The answer became clear. A career as a litigator was not for me. The true me. Sure, I was good at it. Yes, I made good money. And sure, it earned me prestige and made my parents so damn proud I could cry. But, it was not the right career for me.
(Side note: It made me physically ill, depressed, anxious beyond belief, resentful in my marriage, and distant from family and friends.)
So, if your test results are “shackles on,” it’s time to face the music. We can rationalize and continue to live in denial. We can give in to societal pressures, fears, and insecurities that shackle us to our unwanted circumstances. Or, we can take the difficult yet liberating action and decide that we deserve an authentic, aligned, purposeful, and joy-filled life and CUT. THAT. SHIT. OUT.
And, of course, a few “shackles on” items here and there is natural.
Let’s be real though. There will always be some aspect of our jobs, marriages, children, neighborhoods, national politics, even world affairs that make us feel “shackles on.”
Certain things are out of our control. All we can do about those things is recognize that they are beyond our sphere of control and gently bring our attention back to the present moment and things we can actually do something about.

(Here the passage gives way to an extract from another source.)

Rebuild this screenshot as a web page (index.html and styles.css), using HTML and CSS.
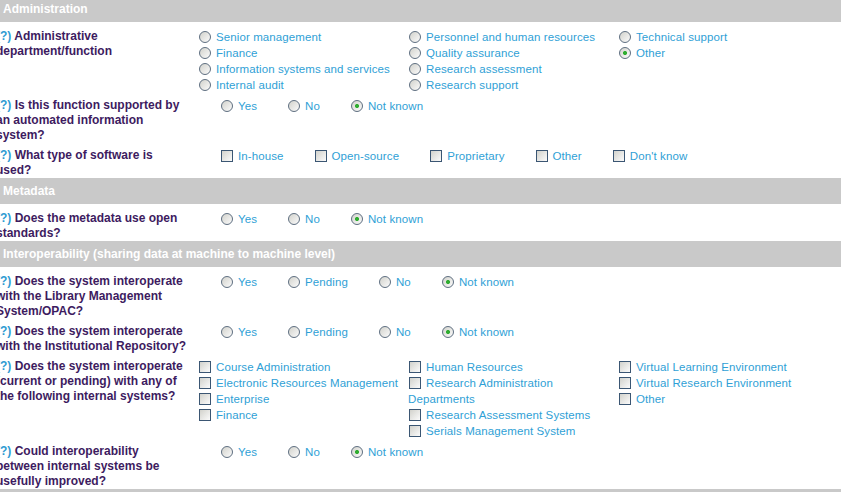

And sometimes, something that feels “shackles on” can actually be resolved. In Steering by Starlight, Beck alludes to feeling “shackles on” about raising her young children. Two parental responsibilities that particularly confined her were singing and playing games with her kids and preparing healthy food for them to eat.
She could overreact and decide parenting wasn’t for her and fly the coop. Or, she could realize that she didn’t have to sing to her children just because her mother sang to her. Also, she could shop for high quality baby food to ease her already hectic mom-schedule of the burden of cooking. And when she made those mindful changes? Parenting became refreshingly “shackles off.”
Like many people, I resisted Martha Beck’s “shackles” test at first. It triggered heavy emotions and expectations and limiting beliefs around which I had built my life and identity. But to this day, this test helps me follow my soul’s true north, to use Beck’s words.